# Probleme mit Panasonic-Camcorder...



## randomize (21. Mai 2004)

Hallo,

ich würde gerne von einem Panasonic-Camcorder NV-GS15EG-S Videos auf den PC kopieren. Das ist leider absolut nicht meine Materie. Was benötige ich dazu?
Mein PC (Aldi MD3000, Windows XP) hat folgende Anschlüsse:
- Composite Video In (Cinch, gelb)
- IEEE1394 FireWire
- S-Video
- USB
Der Camcoder hat AV-, DV- und USB-Ausgänge (wobei der DV-Ausgang dem einen, kleineren IEEE1934-Anschluss des PCs verdächtig ähnelt, also gehe ich mal davon aus, es ist das gleiche).

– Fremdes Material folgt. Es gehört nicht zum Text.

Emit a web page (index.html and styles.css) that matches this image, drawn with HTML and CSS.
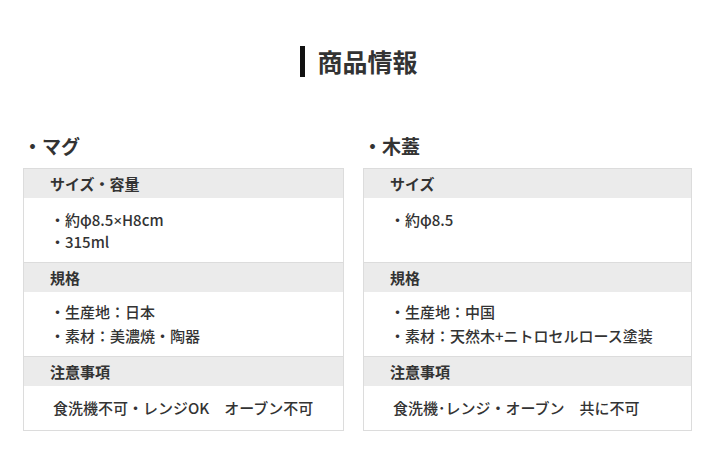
FILE: index.html
```html
<!DOCTYPE html>
<html lang="ja">
<head>
<meta charset="utf-8">
<link rel="stylesheet" href="styles.css">
</head>
<body>
<div class="page">
  <h1 class="title"><span class="bar"></span><span class="title-text">商品情報</span></h1>
  <div class="columns">
    <section class="col col-left">
      <h2 class="col-title">・マグ</h2>
      <div class="card">
        <div class="head">サイズ・容量</div>
        <div class="body body-size">
          <p class="line-tight">・約φ8.5<span class="times">×</span>H8cm</p>
          <p class="line-tight">・315ml</p>
        </div>
        <div class="head">規格</div>
        <div class="body body-spec">
          <p class="line">・生産地：日本</p>
          <p class="line">・素材：美濃焼・陶器</p>
        </div>
        <div class="head">注意事項</div>
        <div class="body body-note">
          <p class="note">食洗機不可・レンジOK　オーブン不可</p>
        </div>
      </div>
    </section>
    <section class="col col-right">
      <h2 class="col-title">・木蓋</h2>
      <div class="card">
        <div class="head">サイズ</div>
        <div class="body body-size">
          <p class="line-tight">・約φ8.5</p>
        </div>
        <div class="head">規格</div>
        <div class="body body-spec">
          <p class="line">・生産地：中国</p>
          <p class="line">・素材：天然木+ニトロセルロース塗装</p>
        </div>
        <div class="head">注意事項</div>
        <div class="body body-note">
          <p class="note">食洗機･レンジ・オーブン　共に不可</p>
        </div>
      </div>
    </section>
  </div>
</div>
</body>
</html>
```
FILE: styles.css
```css
* { box-sizing: border-box; }
html, body { margin: 0; padding: 0; background: #fff; }
body {
  font-family: "Noto Sans CJK JP", "Noto Sans", sans-serif;
  color: #333;
  width: 720px;
  height: 470px;
  overflow: hidden;
}
.page { padding-top: 46px; }
.title {
  margin: 0;
  display: flex;
  justify-content: center;
  align-items: center;
  height: 31px;
  padding-right: 2px;
}
.bar {
  width: 5px;
  height: 31px;
  background: #111;
}
.title-text {
  font-size: 25px;
  font-weight: 700;
  line-height: 31px;
  margin-left: 12px;
  color: #333;
}
.columns {
  display: grid;
  grid-template-columns: 321px 329px;
  column-gap: 19px;
  padding-left: 23px;
  margin-top: 55px;
}
.col-title {
  margin: 0 0 8px 0;
  font-size: 19px;
  font-weight: 700;
  line-height: 28px;
  color: #333;
}
.card {
  border: 1px solid #dcdcdc;
}
.head {
  height: 30px;
  line-height: 29px;
  background: #ebebeb;
  padding-left: 26px;
  font-size: 15px;
  font-weight: 700;
  border-top: 1px solid #dcdcdc;
}
.head:first-child { border-top: 0; height: 29px; }
.body {
  padding-left: 26px;
}
.body p { margin: 0; font-size: 15px; font-weight: 500; }
.times { font-family: "Noto Sans", sans-serif; }
.body-size { height: 64px; padding-top: 11px; }
.line-tight { line-height: 21px; }
.body-spec { height: 64px; padding-top: 8px; }
.line { line-height: 24px; }
.body-note { height: 44px; padding-top: 10px; padding-left: 29px; }
.note { line-height: 24px; }
```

Z. Zt. habe ich nur USB ausprobiert, komme aber offensichtlich nur an aufgenommene Bilder heran (egal ob über Windows XP oder über das mitgelieferte DV Studio). Mit dem DV Studio kann ich die Kamera zwar ansteuern (spulen, abspielen und so Faxen), aber offenbar auch nur Standbilder von der aktuellen Bandposition importieren, bringt mir also nichts, schließlich will ich das komplette Video, keine einzelnen Ausschnitte davon.

Weiterhin war ein AV-Kabel mit drei Cinch-Steckern (rot/weiß, gelb) beigelegt, ich dachte eigentlich, dass müsste in den Composite-Anschluss des PCs passen, aber das ist ja nur einer (für drei Stecker). Also irgendwas mache ich wohl falsch.

Ich werde mir wohl nun ein S-Video- oder ein DV- (FireWire-?) Kabel besorgen.
Kann ich davon ausgehen, dass das dann klappt? Oder brauche ich vielleicht auch noch zusätzliche Software? Im Augenblick wüsste ich nicht, womit bzw. wie man die S-Video- bzw. FireWire-Anschlüsse benutzt und ansteuert, oder ist das ähnlich wie bei USB, reinstecken und es klappt ganz einfach? Ich habe wirklich keine Ahnung davon. Die Bedienungsanleitung ist mir auch nur bedingt hilfreich.

Dank im Voraus.
randomize


----------



## randomize (23. Mai 2004)

Kann geschlossen werden, habe es mit FireWire-Kabel hinbekommen.


----------